The Gospel text for this week (John 15:1-8) contains another ‘I am’ statement of Jesus. It happens to be the last ‘I am’ statement in the Gospel according to John. And that is saying something significant.
It is significant, perhaps, because people have counted a total of seven ‘I am’ statements in this gospel account. That number should not surprise you. It might be helpful to see the progression within the statements, especially since last week I wrote about the structure of the gospel account’s connection to the Jewish liturgical year rather than to seven so-called ‘signs’.

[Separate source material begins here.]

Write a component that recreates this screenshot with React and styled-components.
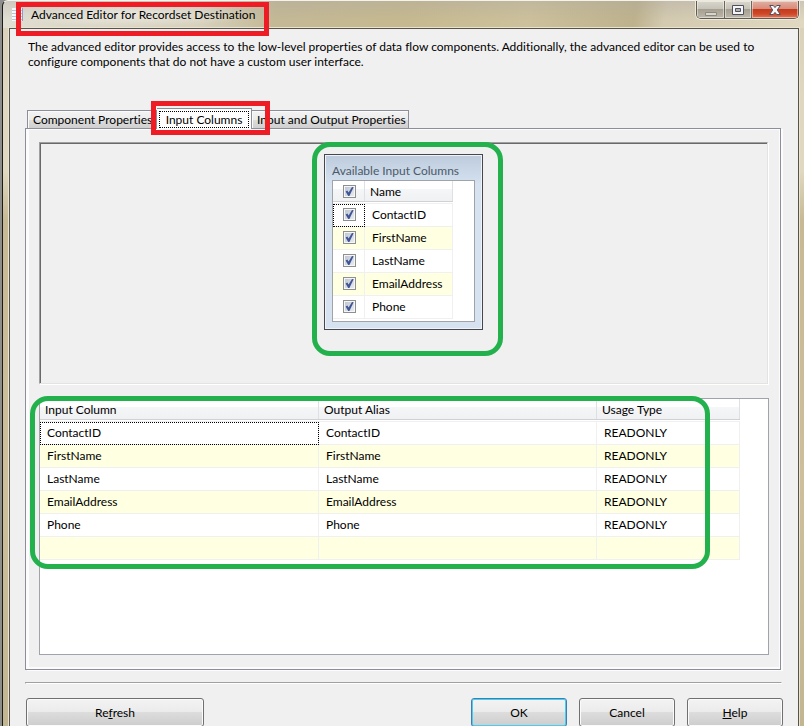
import React, { useState } from "react";
import styled, { createGlobalStyle, css } from "styled-components";

const GlobalStyle = createGlobalStyle`
  *, *::before, *::after { box-sizing: border-box; }
  html, body, #root { height: 100%; }
  body {
    margin: 0;
    overflow: hidden;
    background: #8d8d8b;
    color: #000;
    font-family: Lato, "Open Sans", sans-serif;
    font-size: 12px;
    line-height: 15px;
    font-variant-ligatures: none;
  }
  button, input { font: inherit; color: inherit; margin: 0; }
`;

const Window = styled.div`
  display: flex;
  flex-direction: column;
  height: 100%;
  margin-left: 2px;
  padding: 0 5px 0 6px;
  border-left: 1px solid #1c1a16;
  border-top: 1px solid #f4f2ec;
  border-top-left-radius: 6px;
  background:
    linear-gradient(rgba(170, 165, 160, 0.35), rgba(170, 165, 160, 0) 20px) 0 0 / 100% 27px no-repeat,
    linear-gradient(100deg, #e2dfd4 0, #dcd8c9 60px, #d6d0bc 200px, #c4b995 270px, #c6b98f 400px, #cdc19b 520px, #beb28c 625px, #d3cab0 655px, #e0d8c0 100%) 0 0 / 100% 27px no-repeat,
    linear-gradient(#d8d0b8 0, #dfd7bf 100px, #e0d8c0 170px, #c6b994 220px, #cdbf9b 480px, #c2b692 100%);
`;

const TitleBar = styled.header`
  display: flex;
  flex: none;
  justify-content: space-between;
  align-items: flex-start;
  height: 27px;
`;

const Caption = styled.div`
  position: relative;
  display: flex;
  align-items: center;
  gap: 8px;
  height: 26px;
  padding-left: 3px;
  background: radial-gradient(closest-side, rgba(255, 255, 255, 0.5), rgba(255, 255, 255, 0));
`;

const Title = styled.h1`
  margin: 0;
  font-size: 12px;
  font-weight: 400;
  white-space: nowrap;
`;

const Mark = styled.span`
  position: absolute;
  z-index: 2;
  pointer-events: none;
  border: 5px solid ${(p) => (p.$tone === "red" ? "#ee1c24" : "#22b14c")};
  border-radius: ${(p) => (p.$tone === "red" ? "0" : "18px")};
  inset: ${(p) => p.$inset};
`;

const Controls = styled.div`
  display: flex;
  height: 18px;
  border: 1px solid #5f5b52;
  border-top: 0;
  border-radius: 0 0 5px 5px;
  overflow: hidden;
  box-shadow: 0 0 0 1px #eee9da;
`;

const ControlButton = styled.button`
  display: grid;
  place-items: center;
  width: ${(p) => (p.$close ? "47px" : "27px")};
  padding: 0;
  border: 0;
  border-left: ${(p) => (p.$first ? "0" : "1px solid #6a665c")};
  box-shadow: inset 0 0 0 1px rgba(255, 255, 255, 0.45);
  background: ${(p) =>
    p.$close
      ? "linear-gradient(#e0b0a4 0, #d98a76 8px, #c23a1c 8px, #d0482a 13px, #dc7a5a 100%)"
      : "linear-gradient(#d9d6cd 0, #c6c2b7 8px, #a39e90 8px, #bcb7a8 100%)"};
`;

const Client = styled.main`
  flex: 1;
  display: flex;
  flex-direction: column;
  min-height: 0;
  padding: 10px 17px 0 15px;
  border: 1px solid #57524a;
  border-bottom: 0;
  background: #f0f0f0;
  box-shadow: 0 0 0 1px #e9e3d0;
`;

const Intro = styled.p`
  margin: 0 0 39px;
  padding: 0 8px 0 3px;
`;

const TabList = styled.div`
  display: flex;
  align-items: flex-end;
  height: 20px;
  padding-left: 2px;
`;

const Tab = styled.button`
  position: relative;
  height: 18px;
  padding: 0 2px 0 5px;
  border: 1px solid #8c8e99;
  border-bottom: 0;
  background: linear-gradient(#f3f3f3 0, #ebebeb 9px, #dddddd 9px, #cfcfcf 100%);
  box-shadow: inset 1px 1px 0 #fafafa;
  line-height: 17px;
  white-space: nowrap;
  flex: 0 0 ${(p) => p.$width};
  text-align: left;
  & + & { border-left: 0; }
  ${(p) =>
    p.$active &&
    css`
      z-index: 1;
      height: 21px;
      margin-bottom: -1px;
      padding: 2px;
      background: #fff;
      && { border-left: 1px solid #8c8e99; }
      line-height: 15px;
      text-align: center;
    `}
`;

const FocusText = styled.span`
  display: block;
  border: 1px dotted #000;
`;

const TabPanel = styled.section`
  display: flex;
  flex-direction: column;
  padding: 10px 12px 14px 10px;
  border: 1px solid #8c8e99;
  background: #f0f0f0;
  box-shadow: inset 3px 1px 0 #fcfcfc, inset -1px -2px 0 #fcfcfc, 2px 1px 0 #fcfcfc;
`;

const Canvas = styled.div`
  display: flex;
  justify-content: center;
  align-items: flex-start;
  height: 242px;
  margin: 3px 0 0 3px;
  padding-top: 10px;
  border: 1px solid;
  border-color: #a0a0a0 #e3e3e3 #e3e3e3 #a0a0a0;
  box-shadow: 1px 1px 0 #fff, inset 1px 1px 0 #69696b;
`;

const Inset = styled.div`
  display: flex;
  flex-direction: column;
  gap: 14px;
`;

const ColumnsWindow = styled.section`
  position: relative;
  width: 159px;
  margin-top: 1px;
  padding: 8px 7px 7px;
  border: 1px solid #46474c;
  background: linear-gradient(#bccbdc 0, #d6e2f0 30px, #d6e2f0 100%);
  box-shadow: inset 0 0 0 1px #eef3f9;
`;

const ColumnsTitle = styled.h2`
  margin: 0 0 2px;
  font-size: 12px;
  font-weight: 400;
  color: #4c5a68;
  white-space: nowrap;
`;

const ColumnsBox = styled.div`
  height: 142px;
  border: 1px solid #a0a3aa;
  background: #fff;
`;

const Grid = styled.table`
  width: ${(p) => p.$width};
  table-layout: fixed;
  border-collapse: separate;
  border-spacing: 0;
`;

const HeadCell = styled.th`
  height: 23px;
  padding: 0 0 2px 5px;
  font-weight: 400;
  text-align: left;
  background:
    linear-gradient(#dfe0e3, #dfe0e3) 100% 0 / 1px 20px no-repeat,
    linear-gradient(#fff 0, #fff 8px, #f5f6f8 8px, #f0f1f3 20px, #d0d1d4 20px, #d0d1d4 21px, #fff 21px, #fff 22px, #f0f0f0 22px);
`;

const Cell = styled.td`
  height: 23px;
  padding: 0 0 1px 7px;
  border-right: 1px solid #f0f0f0;
  border-bottom: 1px solid #f0f0f0;
  background: ${(p) => (p.$alt ? "#ffffe1" : "#fff")};
  outline: ${(p) => (p.$focus ? "1px dotted #000" : "none")};
  outline-offset: -1px;
  white-space: nowrap;
`;

const CheckWrap = styled.span`
  display: grid;
  width: 13px;
  height: 13px;
  margin-left: ${(p) => (p.$head ? "5px" : "3px")};
  & > * { grid-area: 1 / 1; }
  & > svg { pointer-events: none; }
`;

const CheckInput = styled.input`
  appearance: none;
  width: 13px;
  height: 13px;
  border: 1px solid #8e8f8f;
  background: linear-gradient(135deg, #bcc3d0, #eceef2);
  box-shadow: inset 0 0 0 1px #f6f6f6;
`;

const ListBox = styled.div`
  position: relative;
  height: 257px;
  margin-left: 3px;
  margin-right: -1px;
  border: 1px solid #a0a3aa;
  background: #fff;
`;

const Separator = styled.hr`
  align-self: stretch;
  height: 3px;
  margin: 12px -1px 13px 0;
  border: 1px solid;
  border-color: #a0a0a0 #fff #fff #a0a0a0;
`;

const Footer = styled.footer`
  display: flex;
  gap: 12px;
  padding: 1px 0 0 1px;
  margin-right: -2px;
`;

const PushButton = styled.button`
  flex: none;
  width: ${(p) => (p.$wide ? "178px" : "96px")};
  height: 29px;
  padding: 0;
  margin-right: ${(p) => (p.$wide ? "auto" : "0")};
  border: 1px solid ${(p) => (p.$primary ? "#3c7fb1" : "#707070")};
  border-radius: 3px;
  background: linear-gradient(#f3f3f3 0, #ebebeb 13px, #dddddd 13px, #cdcdcd 100%);
  box-shadow: ${(p) => (p.$primary ? "inset 0 0 0 1px #48cdf0" : "inset 0 0 0 1px #fbfbfb")};
`;

const names = ["ContactID", "FirstName", "LastName", "EmailAddress", "Phone"];

function Check({ label, head }) {
  const [on, setOn] = useState(true);
  return (
    <CheckWrap $head={head}>
      <CheckInput type="checkbox" aria-label={label} checked={on} onChange={() => setOn(!on)} />
      {on && (
        <svg width="13" height="13" viewBox="0 0 13 13" aria-hidden="true">
          <path d="M2.600 6.600 4.400 5.600 5.600 7.600 9 2 10.600 2.200 6.400 11 5.200 11Z" fill="#3f5596" />
        </svg>
      )}
    </CheckWrap>
  );
}

function ColumnRow({ name, index }) {
  const alt = index % 2 === 1;
  return (
    <tr>
      <Cell $alt={alt} $focus={index === 0}><Check label={name} /></Cell>
      <Cell $alt={alt}>{name}</Cell>
    </tr>
  );
}

function AvailableColumns() {
  return (
    <ColumnsWindow>
      <ColumnsTitle>Available Input Columns</ColumnsTitle>
      <ColumnsBox>
        <Grid $width="120px">
          <colgroup>
            <col width="32" />
            <col />
          </colgroup>
          <thead>
            <tr>
              <HeadCell><Check head label="Select all" /></HeadCell>
              <HeadCell>Name</HeadCell>
            </tr>
          </thead>
          <tbody>
            {names.map((n, i) => (
              <ColumnRow key={n} name={n} index={i} />
            ))}
          </tbody>
        </Grid>
      </ColumnsBox>
      <Mark $tone="green" $inset="-13px -21px -27px -13px" />
    </ColumnsWindow>
  );
}

function SelectedColumns() {
  return (
    <ListBox>
      <Grid $width="calc(100% - 28px)">
        <colgroup>
          <col width="279" />
          <col width="278" />
          <col />
        </colgroup>
        <thead>
          <tr>
            <HeadCell>Input Column</HeadCell>
            <HeadCell>Output Alias</HeadCell>
            <HeadCell>Usage Type</HeadCell>
          </tr>
        </thead>
        <tbody>
          {[...names, ""].map((n, i) => (
            <tr key={n}>
              <Cell $alt={i % 2 === 1} $focus={i === 0}>{n}</Cell>
              <Cell $alt={i % 2 === 1}>{n}</Cell>
              <Cell $alt={i % 2 === 1}>{n && "READONLY"}</Cell>
            </tr>
          ))}
        </tbody>
      </Grid>
      <Mark $tone="green" $inset="-3px 58px 85px -10px" />
    </ListBox>
  );
}

export default function App() {
  return (
    <>
      <GlobalStyle />
      <Window>
        <TitleBar>
          <Caption>
            <svg width="11" height="13" viewBox="0 0 11 13" aria-hidden="true">
              <path fill="#f7f8fa" d="M0 0h11v13H0z" />
              <path stroke="#b9c3d8" d="M0 2.5h11M0 5.5h11M0 8.5h11M0 11.5h11" />
              <path stroke="#8d9cc4" d="M10.5 0v13" />
            </svg>
            <Title>Advanced Editor for Recordset Destination</Title>
            <Mark $tone="red" $inset="1px -14px -9px 7px" />
          </Caption>
          <Controls>
            <ControlButton $first aria-label="Minimize">
              <svg width="12" height="14" viewBox="0 0 12 14">
                <path fill="#d8d5cc" stroke="#8c887d" d="M.5 9.5h11v3H.5z" />
              </svg>
            </ControlButton>
            <ControlButton aria-label="Maximize">
              <svg width="12" height="10" viewBox="0 0 12 10">
                <path fill="#f5f5f5" stroke="#4c5060" d="M.5.5h11v9H.5z" />
                <path fill="#b5b1a5" stroke="#4c5060" d="M3.5 3.5h5v3h-5z" />
              </svg>
            </ControlButton>
            <ControlButton $close aria-label="Close">
              <svg width="12" height="10" viewBox="0 0 12 10">
                <path
                  fill="#f7f7f7"
                  stroke="#4c5060"
                  d="M.7.5h3.600L6 2.600 7.700.5h3.600L8.300 5l3 4.500H7.700L6 7.400 4.300 9.500H.7l3-4.500z"
                />
              </svg>
            </ControlButton>
          </Controls>
        </TitleBar>
        <Client>
          <Intro>
            The advanced editor provides access to the low-level properties of data flow components. Additionally, the
            advanced editor can be used to configure components that do not have a custom user interface.
          </Intro>
          <TabList role="tablist">
            <Tab role="tab" $width="130px">Component Properties</Tab>
            <Tab role="tab" aria-selected="true" $active $width="95px">
              <FocusText>Input Columns</FocusText>
              <Mark $tone="red" $inset="-8px -19px -6px -6px" />
            </Tab>
            <Tab role="tab" $width="156px">Input and Output Properties</Tab>
          </TabList>
          <TabPanel role="tabpanel">
            <Inset>
              <Canvas>
                <AvailableColumns />
              </Canvas>
              <SelectedColumns />
            </Inset>
          </TabPanel>
          <Separator />
          <Footer>
            <PushButton $wide>Re<u>f</u>resh</PushButton>
            <PushButton $primary>OK</PushButton>
            <PushButton>Cancel</PushButton>
            <PushButton><u>H</u>elp</PushButton>
          </Footer>
        </Client>
      </Window>
    </>
  );
}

I have the seven ‘I am’ statements to be as follows: In John 6:35, Jesus is ‘the bread of life’. In John 8:12 and 9:5, Jesus is ‘the light of the world’. In John 10:7 and 9, Jesus is ‘the door of the sheep’. In John 10:11 and 14, Jesus is ‘the good shepherd’. In John 11:25, Jesus is ‘the resurrection and the life’. In John 14:6, Jesus is ‘the way, the truth, and the life’. And, in part of our text for this Sunday, in John 15:1 and 5, Jesus is ‘the true vine’.
To support a coherent structure throughout the work, I think it is important to see, within these seven statements, a connection to the previously mentioned structure of the Jewish liturgical year. The festival of Passover included a special meal to remember Israel’s ‘exodus’ from Egypt, and Jesus talks about being the bread of life. The feast of Tabernacles or Booths reminded Israel of a time of wandering in the wilderness, when they were following Yahweh’s pillar of cloud/fire. And the comparison of Israel to wandering sheep during this time is not unreasonable, and so there is a connection to Jesus being the gate and good shepherd, as well as the light to lead them.
Starting in John 11, Jesus seems to take the ‘I am’ statements to a new level. And the connections to the Jewish year are at an end in the previous chapter (with the Feast of Dedication--of that special temple). So, as Jesus gets closer to his own death and resurrection, it is appropriate to see it in these statements.
So why is his last ‘I am’ statement about him being the true vine? This seems almost as if he takes a step back, that it is something less than him being the resurrection, way, truth, and life.
Reading through the whole of the ‘discourse’, from John 13 to 17, there is a significant emphasis on Jesus’ going away. How he goes away and how he comes back is critical to understanding this text and, I believe, the entire gospel account. And I think that this is at the heart of what this 'I am' statement is getting at.
Jesus' going away was a significant blow to his followers. But we do not remember that by going to church on Thursday, the day of his ascension. We celebrate what he did by usually going to church on Sunday. His death/resurrection was his most important task. And it is important that we not lose our focus.
Jesus as the vine, the true one, is as important a comparison as the rest. He is THAT close to his present-day followers, giving away his gifts to his branches. The giving out of those gifts is as important as the gifts being won.
Anyone who thinks that the Gospel according to John does not reference Holy Baptism or Holy Communion has not done a close reading of the text.